O Tribunal dos Direitos do Homem, de Estrasburgo, a quem compete fazer observar, na Comunidade Europeia, a garantia fundamental em exame, inclusive mediante punição aos Estados que a transgridem, adota alguns critérios básicos para mensurar o que seria um prazo razoável para o encerramento de um processo judicial. Essa mensuração haveria de levar em conta dados concretos como: a) a complexidade do caso; b) o comportamento das partes; e c) a atuação dos juízes e dos auxiliares da justiça 15. É claro que esses critérios não demarcam, desde logo, um tempo preciso para a vida do processo, e somente se revelam aplicáveis caso a caso. São úteis, todavia, pelos resultados práticos obtidos pelo mais importante tribunal que tem se incumbido de tornar efetiva a questionada garantia fundamental 16.



A teorização, portanto, da duração razoável do processo tem de ser feita dentro do quadro maior do devido processo legal, onde atua como subprincípio. Portanto, é, de início, imperioso destacar que o grande princípio se acha comprometido, antes de tudo, com o procedimento (forma) (CF, art. 5º, LIV) e, teleologicamente, com a adequação do esquema procedimental ao objetivo de acesso à justiça, no sentido material de tutela adequada ao direito lesado ou ameaçado (CF, art. 5º, XXXV).



Para os juízes e tribunais, o ponto de partida para resguardar a garantia de duração razoável do processo é a aferição de como se cumpriu, ou não, o procedimento. Se o tempo gasto, ainda que longo, foi aquele traçado pelas leis procedimentais para caso como o dos autos, não haverá lugar para ter como violado o direito fundamental contemplado no art. 5º, LXXVIII, da CF.



Quando o processo houver durado muito mais do que o tempo reclamado pela observância dos trâmites previstos na lei processual, é que se passará ao exame concreto das causas do excesso temporal. É nessa quadra que irão atuar aqueles critérios preconizados pelo Tribunal dos Direitos do Homem de Estrasburgo para avaliar se foi justa (razoável), ou não, a demora concretamente ocorrida.

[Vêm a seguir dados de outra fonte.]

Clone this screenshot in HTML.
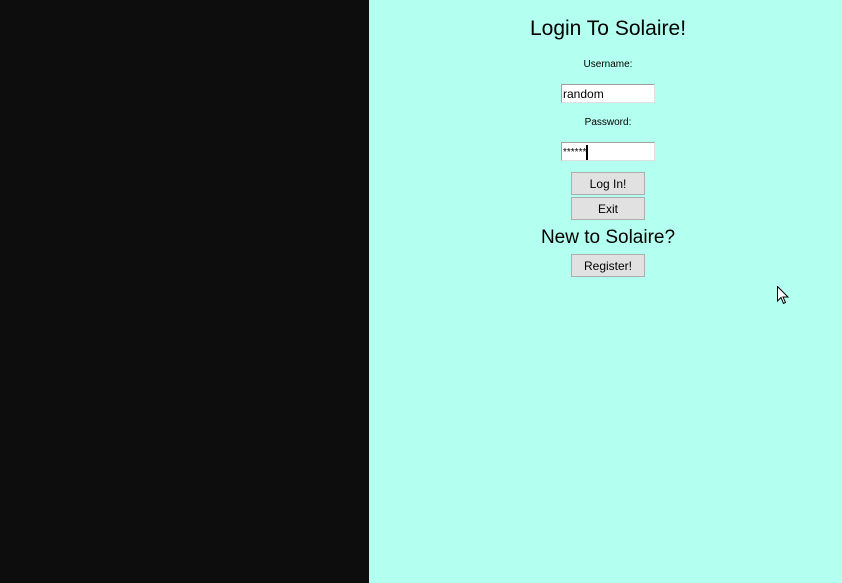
<!DOCTYPE html>
<html><head><style>
body{margin:0;width:842px;height:583px;overflow:hidden;background:#b3fff0;font-family:"Liberation Sans",sans-serif;position:relative}
.left{position:absolute;left:0;top:0;width:369px;height:583px;background:#0d0d0d}
.t{position:absolute;left:369px;width:478px;text-align:center;color:#000;white-space:nowrap}
.inp{position:absolute;left:561px;background:#fff;border:1px solid #a0a0a0;border-right-color:#e0e0e0;border-bottom-color:#e0e0e0;font-size:12px;line-height:17px;padding-left:1px;box-sizing:border-box;width:94px;height:19px}
.btn{position:absolute;left:571px;width:74px;height:23px;background:#e1e1e1;border:1px solid #adadad;box-sizing:border-box;font-size:12px;text-align:center;line-height:22px}
</style></head><body>
<div class="left"></div>
<div class="t" style="top:17px;font-size:21px">Login To Solaire!</div>
<div class="t" style="top:59px;font-size:10px">Username:</div>
<div class="inp" style="top:84px;line-height:19px">random</div>
<div class="t" style="top:117px;font-size:10px">Password:</div>
<div class="inp" style="top:142px;font-size:10px;line-height:19px">******<span style="display:inline-block;width:2px;height:15px;background:#000;vertical-align:middle"></span></div>
<div class="btn" style="top:172px">Log In!</div>
<div class="btn" style="top:197px">Exit</div>
<div class="t" style="top:227px;font-size:19px">New to Solaire?</div>
<div class="btn" style="top:254px">Register!</div>
<svg style="position:absolute;left:777px;top:286px" width="13" height="20" viewBox="0 0 13 20"><path d="M0.5 0.5 L0.5 15 L4 11.5 L6.5 17.5 L8.5 16.5 L6 11 L11 11 Z" fill="#fff" stroke="#000" stroke-width="1"/></svg>
</body></html>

Se foi a complexidade da causa que levou a diligências especiais fora dos padrões normais do procedimento ou se foram os próprios litigantes que tumultuaram a marcha do feito com incidentes e recursos abusivos, não cabe imputar ao juízo a culpa pela maior demora na conclusão do processo. Mas, se os atos e diligências a cargo do órgão julgador e seus auxiliares não respeitaram os prazos legais e se a autoridade judiciária não policiou o comportamento das partes e permitiu que provas e diligências inúteis e tumultuárias fossem praticadas impunemente, o Poder Judiciário se tornou responsável pela duração excessiva e, consequentemente, injusta da prestação da tutela jurisdicional 17.



Não se escusa o Estado invocando o volume excessivo de demandas, já que se acha constitucionalmente obrigado a aparelhar o serviço público de modo a cumprir, e fazer cumprir, todos os direitos fundamentais, inclusive o de garantir o acesso à justiça, dentro dos parâmetros do devido processo legal. Afastar-se dos parâmetros formais e temporais do devido processo legal corresponde a negar vigência às garantias fundamentais dos incisos XXXV e LIV da CF. Equivale, ainda, a violar o dever fundamental de prestar os serviços públicos segundo a legalidade e de maneira eficiente (CF, art. 37, caput).



É, aliás, de sabença universal que a denominada "crise da justiça", que é antiga e crônica, não só entre nós, mas em grande número de países, não é um fenômeno de ordem legal, ou de raízes situadas apenas no terreno dos códigos de procedimento.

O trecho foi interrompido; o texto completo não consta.